McAtee’s sister spoke to local news station Wave 3, telling them that her brother “didn’t hurt nobody. He didn’t deserve to get shot down like he did. I don’t know what happened, but whatever happened here, my brother didn’t do nothing wrong. He really didn’t do nothing wrong. He was an innocent person. An innocent bystander. He did not deserve this at all.”
McAtee and others were reportedly gathered in the area—just as many groups of Americans have gathered across the country—protesting racial injustice and law enforcement violence against people of color. In April, Louisville police busted into 26-year-old EMT Breonna Taylor’s apartment and opened fire, shooting her at least eight times, killing her.

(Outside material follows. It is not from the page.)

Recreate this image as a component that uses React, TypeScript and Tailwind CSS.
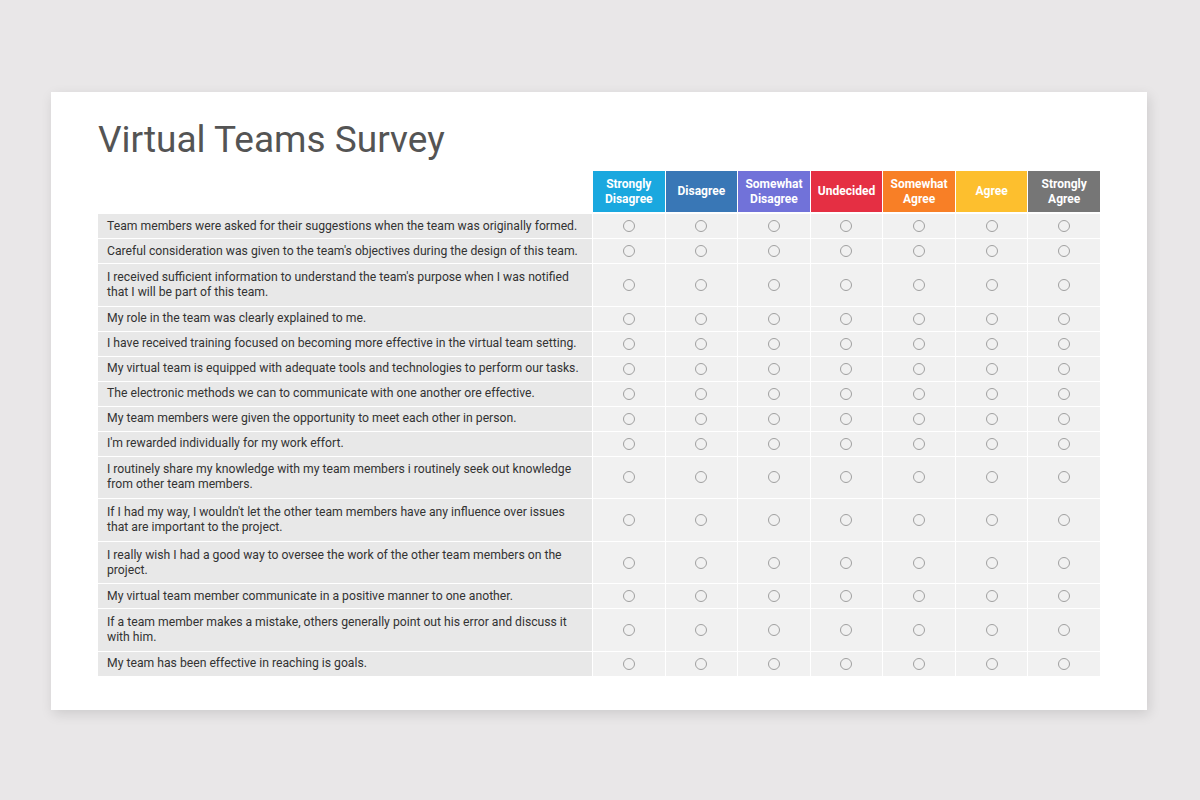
export default function App() {
  // rating scale, left to right
  const scale = [
    { label: ["Strongly", "Disagree"], color: "bg-[#1aa8df]" },
    { label: ["Disagree"], color: "bg-[#3977b6]" },
    { label: ["Somewhat", "Disagree"], color: "bg-[#7172d9]" },
    { label: ["Undecided"], color: "bg-[#e52f43]" },
    { label: ["Somewhat", "Agree"], color: "bg-[#f87f26]" },
    { label: ["Agree"], color: "bg-[#fdbf2e]" },
    { label: ["Strongly", "Agree"], color: "bg-[#767676]" },
  ];

  const questions = [
    { text: "Team members were asked for their suggestions when the team was originally formed.", tall: false },
    { text: "Careful consideration was given to the team's objectives during the design of this team.", tall: false },
    { text: "I received sufficient information to understand the team's purpose when I was notified that I will be part of this team.", tall: true },
    { text: "My role in the team was clearly explained to me.", tall: false },
    { text: "I have received training focused on becoming more effective in the virtual team setting.", tall: false },
    { text: "My virtual team is equipped with adequate tools and technologies to perform our tasks.", tall: false },
    { text: "The electronic methods we can to communicate with one another ore effective.", tall: false },
    { text: "My team members were given the opportunity to meet each other in person.", tall: false },
    { text: "I'm rewarded individually for my work effort.", tall: false },
    { text: "I routinely share my knowledge with my team members i routinely seek out knowledge from other team members.", tall: true },
    { text: "If I had my way, I wouldn't let the other team members have any influence over issues that are important to the project.", tall: true },
    { text: "I really wish I had a good way to oversee the work of the other team members on the project.", tall: true },
    { text: "My virtual team member communicate in a positive manner to one another.", tall: false },
    { text: "If a team member makes a mistake, others generally point out his error and discuss it with him.", tall: true },
    { text: "My team has been effective in reaching is goals.", tall: false },
  ];

  return (
    <div
      className="w-[1200px] h-[800px] bg-[#e9e7e8] pt-[92px] pl-[51px]"
      style={{ fontFamily: "Roboto, 'Liberation Sans', sans-serif" }}
    >
      <div className="w-[1096px] h-[618px] bg-white shadow-[2px_4px_12px_rgba(0,0,0,0.12)] px-[47px] pt-[26px]">
        <h1 className="text-[37px] leading-[44px] text-[#545454] font-normal">
          Virtual Teams Survey
        </h1>

        <div className="mt-[9px] grid grid-cols-[494px_repeat(7,1fr)] gap-x-px gap-y-px w-[1002px]">
          {/* header */}
          <div className="h-[41px] mb-px" />
          {scale.map((s, i) => (
            <div
              key={i}
              className={`h-[41px] mb-px ${s.color} flex flex-col items-center justify-center text-white font-bold text-[12px] leading-[15px] text-center`}
            >
              {s.label.map((l) => (
                <span key={l}>{l}</span>
              ))}
            </div>
          ))}

          {/* rows */}
          {questions.map((q, r) => (
            <div key={r} className="contents">
              <div
                className={`${q.tall ? "h-[41.6px]" : "h-[24px]"} bg-[#e8e8e8] pl-[9px] pr-[6px] flex items-center text-[12.2px] leading-[15px] text-[#333]`}
              >
                {q.text}
              </div>
              {scale.map((_, c) => (
                <div
                  key={c}
                  className={`${q.tall ? "h-[41.6px]" : "h-[24px]"} bg-[#f1f1f1] flex items-center justify-center`}
                >
                  <span className="w-[12px] h-[12px] rounded-full border border-[#a0a0a0]" />
                </div>
              ))}
            </div>
          ))}
        </div>
      </div>
    </div>
  );
}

The police were at the wrong place and their story has been contradicted by other evidence.
Odessa Riley told the Courier-Journal that her son was a pillar of the community: "He left a great legend behind. He was a good person. Everybody around him would say that. My son didn't hurt nobody. He didn't do nothing to nobody." She told reporters that police frequented her son’s barbecue and her son did not charge at them. “My son was a good son […] And they come along and they killed my son."
Metro Council President David James told the news that McAtee was a personal friend and “just a good, decent person,” who believed in and supported his neighborhood. “He’s just a great guy.” Gov. Andy Beshear released a statement saying he had “authorized the Kentucky State Police to independently investigate the event.”

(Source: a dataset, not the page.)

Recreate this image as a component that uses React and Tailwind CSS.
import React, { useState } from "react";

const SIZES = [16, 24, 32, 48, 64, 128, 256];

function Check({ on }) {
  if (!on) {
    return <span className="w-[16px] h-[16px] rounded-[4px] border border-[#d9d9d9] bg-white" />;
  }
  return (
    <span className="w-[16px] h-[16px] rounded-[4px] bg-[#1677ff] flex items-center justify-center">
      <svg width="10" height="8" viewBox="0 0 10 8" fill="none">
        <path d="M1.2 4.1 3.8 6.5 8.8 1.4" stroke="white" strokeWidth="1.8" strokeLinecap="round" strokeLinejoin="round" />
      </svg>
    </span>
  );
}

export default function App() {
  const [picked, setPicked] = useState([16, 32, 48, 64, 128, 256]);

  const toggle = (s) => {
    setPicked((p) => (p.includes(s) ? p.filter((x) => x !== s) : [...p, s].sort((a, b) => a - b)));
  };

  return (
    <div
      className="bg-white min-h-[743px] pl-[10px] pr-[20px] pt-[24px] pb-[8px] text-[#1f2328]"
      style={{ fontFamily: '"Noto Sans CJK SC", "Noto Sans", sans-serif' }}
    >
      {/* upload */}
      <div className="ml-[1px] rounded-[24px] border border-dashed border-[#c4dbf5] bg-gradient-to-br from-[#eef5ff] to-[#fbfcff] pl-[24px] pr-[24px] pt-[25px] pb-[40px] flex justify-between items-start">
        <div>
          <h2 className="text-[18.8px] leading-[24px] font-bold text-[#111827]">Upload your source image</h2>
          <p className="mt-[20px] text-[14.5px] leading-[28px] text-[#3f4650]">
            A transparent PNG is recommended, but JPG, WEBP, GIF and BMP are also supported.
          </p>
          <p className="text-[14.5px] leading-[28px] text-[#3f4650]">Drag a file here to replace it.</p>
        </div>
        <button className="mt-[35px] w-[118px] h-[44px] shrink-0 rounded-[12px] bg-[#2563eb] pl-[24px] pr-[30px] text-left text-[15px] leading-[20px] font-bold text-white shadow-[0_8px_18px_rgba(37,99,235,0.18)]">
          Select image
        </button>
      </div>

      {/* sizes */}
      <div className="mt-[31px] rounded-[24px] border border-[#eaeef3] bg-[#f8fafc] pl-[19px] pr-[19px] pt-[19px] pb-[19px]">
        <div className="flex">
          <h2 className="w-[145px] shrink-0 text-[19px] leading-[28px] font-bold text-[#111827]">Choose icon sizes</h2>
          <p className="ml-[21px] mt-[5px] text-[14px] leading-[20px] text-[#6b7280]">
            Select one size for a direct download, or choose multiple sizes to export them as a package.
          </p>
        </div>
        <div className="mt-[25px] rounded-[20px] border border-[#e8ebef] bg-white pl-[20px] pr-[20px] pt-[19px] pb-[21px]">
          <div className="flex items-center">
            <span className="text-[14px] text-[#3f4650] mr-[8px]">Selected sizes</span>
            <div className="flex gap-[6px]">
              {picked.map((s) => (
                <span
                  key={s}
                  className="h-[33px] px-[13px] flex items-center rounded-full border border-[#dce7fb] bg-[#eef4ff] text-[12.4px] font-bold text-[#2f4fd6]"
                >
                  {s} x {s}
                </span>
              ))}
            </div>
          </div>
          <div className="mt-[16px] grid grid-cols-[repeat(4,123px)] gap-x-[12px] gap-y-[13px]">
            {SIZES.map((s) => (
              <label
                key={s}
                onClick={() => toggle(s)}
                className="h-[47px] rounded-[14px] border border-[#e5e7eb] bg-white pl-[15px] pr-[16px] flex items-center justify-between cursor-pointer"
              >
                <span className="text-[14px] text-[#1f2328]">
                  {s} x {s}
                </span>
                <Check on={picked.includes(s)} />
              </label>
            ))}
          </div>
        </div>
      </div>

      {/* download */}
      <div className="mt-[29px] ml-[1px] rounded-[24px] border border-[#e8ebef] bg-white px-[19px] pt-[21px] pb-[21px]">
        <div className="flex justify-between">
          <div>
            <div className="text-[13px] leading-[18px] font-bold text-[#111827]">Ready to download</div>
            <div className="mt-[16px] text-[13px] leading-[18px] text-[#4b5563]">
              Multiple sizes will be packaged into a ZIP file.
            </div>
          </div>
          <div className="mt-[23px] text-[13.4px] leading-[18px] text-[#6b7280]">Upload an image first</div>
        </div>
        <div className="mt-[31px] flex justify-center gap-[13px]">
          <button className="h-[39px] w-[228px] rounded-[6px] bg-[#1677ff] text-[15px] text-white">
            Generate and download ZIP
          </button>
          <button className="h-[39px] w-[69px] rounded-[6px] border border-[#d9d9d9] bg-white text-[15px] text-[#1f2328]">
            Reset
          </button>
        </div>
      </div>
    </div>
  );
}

Mayor Greg Fischer and other city officials held a press conference explaining that Kentucky very specifically has laws that do not allow police officers to be fired until an investigation is complete, and that he and others were pushing for expediting the process. Mayor Fischer did announce that after discovering that there was reportedly no body camera footage of the shooting, he had fired Louisville Metro Police Chief Steve Conrad.
According to officials, two Metro police and two Kentucky National Guard officers returned fire during the incident. In a Facebook live video shot at the time, a single shot can be heard. Police officers then line up and seemingly return about eight shots. Another two shots can be heard after that. The man filming the video can be heard saying the police came out and started firing shots. During the press conference, the acting police chief, Robert Schroeder, said they did not know whether or not any one of the numerous law enforcement officers on site activated their body cameras.
Schroeder addressed the death of Breonna Taylor and spoke about the aggressive stance taken by the Louisville Metro police and Kentucky National Guard. He also called for law enforcement to make it more clear to the Black community that they were there to protect and not attack.
David McAtee was 53-years-old.
So far, right-wing anti-coronavirus-public-health-measure gun nuts have been silent on Breonna Taylor, George Floyd, and David McAtee’s deaths.